Exercise goal =>
Your task is to give the listing below back word for word, pictures excluded.

#### Source excerpt ####

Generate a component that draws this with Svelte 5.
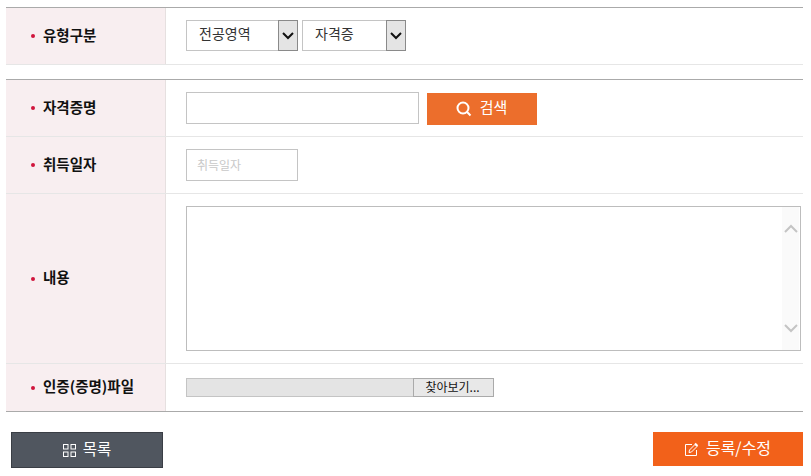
<script lang="ts">
  const typeSelects = [
    { text: "전공영역", width: 112 },
    { text: "자격증", width: 104 },
  ];
</script>

<div class="page">
  <div class="table first">
    <div class="row type">
      <div class="th"><span>유형구분</span></div>
      <div class="td selects">
        {#each typeSelects as s}
          <div class="select" style="width: {s.width}px">
            <span class="value">{s.text}</span>
            <span class="arrow">
              <svg width="12" height="8" viewBox="0 0 12 8"><path d="M1 1l5 5 5-5" fill="none" stroke="#111" stroke-width="2" /></svg>
            </span>
          </div>
        {/each}
      </div>
    </div>
  </div>

  <div class="table">
    <div class="row name">
      <div class="th"><span>자격증명</span></div>
      <div class="td search">
        <input class="text wide" type="text" />
        <button type="button" class="btn-search">
          <svg width="16" height="16" viewBox="0 0 16 16"><circle cx="7" cy="7" r="5.5" fill="none" stroke="#fff" stroke-width="2" /><path d="M10.8 10.8L14.5 14.5" stroke="#fff" stroke-width="2" /></svg>
          <span>검색</span>
        </button>
      </div>
    </div>
    <div class="row date">
      <div class="th"><span>취득일자</span></div>
      <div class="td"><input class="text short" type="text" placeholder="취득일자" /></div>
    </div>
    <div class="row content">
      <div class="th"><span>내용</span></div>
      <div class="td">
        <div class="area">
          <div class="scroll">
            <svg width="14" height="9" viewBox="0 0 14 9"><path d="M1 8L7 2l6 6" fill="none" stroke="#c4c4c4" stroke-width="2" /></svg>
            <svg width="14" height="9" viewBox="0 0 14 9"><path d="M1 1l6 6 6-6" fill="none" stroke="#c4c4c4" stroke-width="2" /></svg>
          </div>
        </div>
      </div>
    </div>
    <div class="row file">
      <div class="th"><span>인증(증명)파일</span></div>
      <div class="td">
        <div class="filebox">
          <div class="path"></div>
          <div class="browse">찾아보기...</div>
        </div>
      </div>
    </div>
  </div>

  <div class="actions">
    <button type="button" class="btn list">
      <svg width="13" height="13" viewBox="0 0 13 13" fill="none" stroke="#fff"><rect x="0.5" y="0.5" width="4.5" height="4.5" /><rect x="8" y="0.5" width="4.5" height="4.5" /><rect x="0.5" y="8" width="4.5" height="4.5" /><rect x="8" y="8" width="4.5" height="4.5" /></svg>
      <span>목록</span>
    </button>
    <button type="button" class="btn save">
      <svg width="14" height="14" viewBox="0 0 14 14" fill="none" stroke="#fff"><path d="M7 2.5H.5v11h11V8" /><path d="M4 10.5l.5-2.5L10 2.5l2 2L6.5 10z" /><path d="M10 1.5l2.5 2.5" stroke-width="2" /></svg>
      <span>등록/수정</span>
    </button>
  </div>
</div>

<style>
  :global(body) { background: #fff; }
  .page {
    width: 811px; height: 476px; box-sizing: border-box; padding: 7px 8px 0 6px; overflow: hidden;
    font-family: "Noto Sans CJK KR", "Noto Sans", sans-serif; color: #222;
  }
  .table { border-top: 1px solid #aaa; }
  .table.first { margin-bottom: 14px; }
  .row { display: grid; grid-template-columns: 160px 1fr; border-bottom: 1px solid #e6e6e6; box-sizing: border-box; }
  .row.type { height: 57px; }
  .row.name { height: 57px; }
  .row.date { height: 57px; }
  .row.content { height: 170px; }
  .row.file { height: 48px; border-bottom-color: #aaa; }
  .th {
    display: flex; align-items: center; gap: 8px; padding-left: 25px;
    background: #f8eef0; border-right: 1px solid #e6e0e0;
    font-size: 14.5px; font-weight: 700; color: #111;
  }
  .th::before { content: ""; width: 4px; height: 4px; border-radius: 50%; background: #d0143c; flex: none; }
  .th span { position: relative; top: -2px; }
  .td { display: flex; align-items: center; padding-left: 20px; }
  .selects { gap: 4px; padding-bottom: 1px; }
  .select {
    display: flex; height: 31px; box-sizing: border-box; border: 1px solid #c4c4c4;
    font-size: 14px; color: #333;
  }
  .value { flex: 1; padding-left: 12px; line-height: 24px; }
  .arrow {
    width: 20px; display: flex; align-items: center; justify-content: center;
    background: #e4e4e4; border: 1px solid #8a8a8a; margin: -1px; box-sizing: border-box;
  }
  .search { gap: 8px; }
  .text { box-sizing: border-box; border: 1px solid #c4c4c4; background: #fff; outline: 0; font: inherit; }
  .wide { width: 233px; height: 32px; }
  .short { width: 112px; height: 32px; padding: 0 10px 2px; font-size: 12px; }
  .short::placeholder { color: #c8c8c8; }
  .btn-search {
    width: 110px; height: 32px; border: 0; background: #ec6e2c; color: #fff; padding: 0 1px 0 0;
    display: flex; align-items: center; justify-content: center; gap: 8px;
    font: inherit; font-size: 15px; position: relative; top: 1px;
  }
  .btn-search span { position: relative; top: -3px; }
  .area {
    width: 615px; height: 145px; box-sizing: border-box; border: 1px solid #bdbdbd;
    display: flex; justify-content: flex-end; margin-bottom: 1px;
  }
  .scroll {
    width: 17px; margin-right: 1px; background: #fafafa; display: flex; flex-direction: column;
    justify-content: space-between; align-items: center; padding: 17px 0;
  }
  .filebox { display: flex; width: 308px; height: 19px; margin-top: 0; }
  .path { width: 227px; background: #e4e4e4; border: 1px solid #c4c4c4; border-right: 0; box-sizing: border-box; }
  .browse {
    flex: 1; background: #e8e8e8; border: 1px solid #aaa; box-sizing: border-box;
    font-size: 12px; color: #111; text-align: center; line-height: 15px; padding-right: 2px;
  }
  .actions { display: flex; justify-content: space-between; align-items: flex-start; padding: 20px 0 0 5px; }
  .btn {
    display: flex; align-items: center; justify-content: center; gap: 7px; color: #fff;
    font: inherit; font-size: 15.5px; padding: 0; box-sizing: border-box;
  }
  .btn span { position: relative; top: -2px; }
  .list { width: 152px; height: 36px; background: #50565f; border: 1px solid #3a3e45; }
  .save { width: 150px; height: 34px; background: #f2611a; border: 0; font-size: 16px; }
</style>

####

Output of the exercise =>
Generate a component that draws this with Svelte 5.
<script lang="ts">
  const typeSelects = [
    { text: "전공영역", width: 112 },
    { text: "자격증", width: 104 },
  ];
</script>

<div class="page">
  <div class="table first">
    <div class="row type">
      <div class="th"><span>유형구분</span></div>
      <div class="td selects">
        {#each typeSelects as s}
          <div class="select" style="width: {s.width}px">
            <span class="value">{s.text}</span>
            <span class="arrow">
              <svg width="12" height="8" viewBox="0 0 12 8"><path d="M1 1l5 5 5-5" fill="none" stroke="#111" stroke-width="2" /></svg>
            </span>
          </div>
        {/each}
      </div>
    </div>
  </div>

  <div class="table">
    <div class="row name">
      <div class="th"><span>자격증명</span></div>
      <div class="td search">
        <input class="text wide" type="text" />
        <button type="button" class="btn-search">
          <svg width="16" height="16" viewBox="0 0 16 16"><circle cx="7" cy="7" r="5.5" fill="none" stroke="#fff" stroke-width="2" /><path d="M10.8 10.8L14.5 14.5" stroke="#fff" stroke-width="2" /></svg>
          <span>검색</span>
        </button>
      </div>
    </div>
    <div class="row date">
      <div class="th"><span>취득일자</span></div>
      <div class="td"><input class="text short" type="text" placeholder="취득일자" /></div>
    </div>
    <div class="row content">
      <div class="th"><span>내용</span></div>
      <div class="td">
        <div class="area">
          <div class="scroll">
            <svg width="14" height="9" viewBox="0 0 14 9"><path d="M1 8L7 2l6 6" fill="none" stroke="#c4c4c4" stroke-width="2" /></svg>
            <svg width="14" height="9" viewBox="0 0 14 9"><path d="M1 1l6 6 6-6" fill="none" stroke="#c4c4c4" stroke-width="2" /></svg>
          </div>
        </div>
      </div>
    </div>
    <div class="row file">
      <div class="th"><span>인증(증명)파일</span></div>
      <div class="td">
        <div class="filebox">
          <div class="path"></div>
          <div class="browse">찾아보기...</div>
        </div>
      </div>
    </div>
  </div>

  <div class="actions">
    <button type="button" class="btn list">
      <svg width="13" height="13" viewBox="0 0 13 13" fill="none" stroke="#fff"><rect x="0.5" y="0.5" width="4.5" height="4.5" /><rect x="8" y="0.5" width="4.5" height="4.5" /><rect x="0.5" y="8" width="4.5" height="4.5" /><rect x="8" y="8" width="4.5" height="4.5" /></svg>
      <span>목록</span>
    </button>
    <button type="button" class="btn save">
      <svg width="14" height="14" viewBox="0 0 14 14" fill="none" stroke="#fff"><path d="M7 2.5H.5v11h11V8" /><path d="M4 10.5l.5-2.5L10 2.5l2 2L6.5 10z" /><path d="M10 1.5l2.5 2.5" stroke-width="2" /></svg>
      <span>등록/수정</span>
    </button>
  </div>
</div>

<style>
  :global(body) { background: #fff; }
  .page {
    width: 811px; height: 476px; box-sizing: border-box; padding: 7px 8px 0 6px; overflow: hidden;
    font-family: "Noto Sans CJK KR", "Noto Sans", sans-serif; color: #222;
  }
  .table { border-top: 1px solid #aaa; }
  .table.first { margin-bottom: 14px; }
  .row { display: grid; grid-template-columns: 160px 1fr; border-bottom: 1px solid #e6e6e6; box-sizing: border-box; }
  .row.type { height: 57px; }
  .row.name { height: 57px; }
  .row.date { height: 57px; }
  .row.content { height: 170px; }
  .row.file { height: 48px; border-bottom-color: #aaa; }
  .th {
    display: flex; align-items: center; gap: 8px; padding-left: 25px;
    background: #f8eef0; border-right: 1px solid #e6e0e0;
    font-size: 14.5px; font-weight: 700; color: #111;
  }
  .th::before { content: ""; width: 4px; height: 4px; border-radius: 50%; background: #d0143c; flex: none; }
  .th span { position: relative; top: -2px; }
  .td { display: flex; align-items: center; padding-left: 20px; }
  .selects { gap: 4px; padding-bottom: 1px; }
  .select {
    display: flex; height: 31px; box-sizing: border-box; border: 1px solid #c4c4c4;
    font-size: 14px; color: #333;
  }
  .value { flex: 1; padding-left: 12px; line-height: 24px; }
  .arrow {
    width: 20px; display: flex; align-items: center; justify-content: center;
    background: #e4e4e4; border: 1px solid #8a8a8a; margin: -1px; box-sizing: border-box;
  }
  .search { gap: 8px; }
  .text { box-sizing: border-box; border: 1px solid #c4c4c4; background: #fff; outline: 0; font: inherit; }
  .wide { width: 233px; height: 32px; }
  .short { width: 112px; height: 32px; padding: 0 10px 2px; font-size: 12px; }
  .short::placeholder { color: #c8c8c8; }
  .btn-search {
    width: 110px; height: 32px; border: 0; background: #ec6e2c; color: #fff; padding: 0 1px 0 0;
    display: flex; align-items: center; justify-content: center; gap: 8px;
    font: inherit; font-size: 15px; position: relative; top: 1px;
  }
  .btn-search span { position: relative; top: -3px; }
  .area {
    width: 615px; height: 145px; box-sizing: border-box; border: 1px solid #bdbdbd;
    display: flex; justify-content: flex-end; margin-bottom: 1px;
  }
  .scroll {
    width: 17px; margin-right: 1px; background: #fafafa; display: flex; flex-direction: column;
    justify-content: space-between; align-items: center; padding: 17px 0;
  }
  .filebox { display: flex; width: 308px; height: 19px; margin-top: 0; }
  .path { width: 227px; background: #e4e4e4; border: 1px solid #c4c4c4; border-right: 0; box-sizing: border-box; }
  .browse {
    flex: 1; background: #e8e8e8; border: 1px solid #aaa; box-sizing: border-box;
    font-size: 12px; color: #111; text-align: center; line-height: 15px; padding-right: 2px;
  }
  .actions { display: flex; justify-content: space-between; align-items: flex-start; padding: 20px 0 0 5px; }
  .btn {
    display: flex; align-items: center; justify-content: center; gap: 7px; color: #fff;
    font: inherit; font-size: 15.5px; padding: 0; box-sizing: border-box;
  }
  .btn span { position: relative; top: -2px; }
  .list { width: 152px; height: 36px; background: #50565f; border: 1px solid #3a3e45; }
  .save { width: 150px; height: 34px; background: #f2611a; border: 0; font-size: 16px; }
</style>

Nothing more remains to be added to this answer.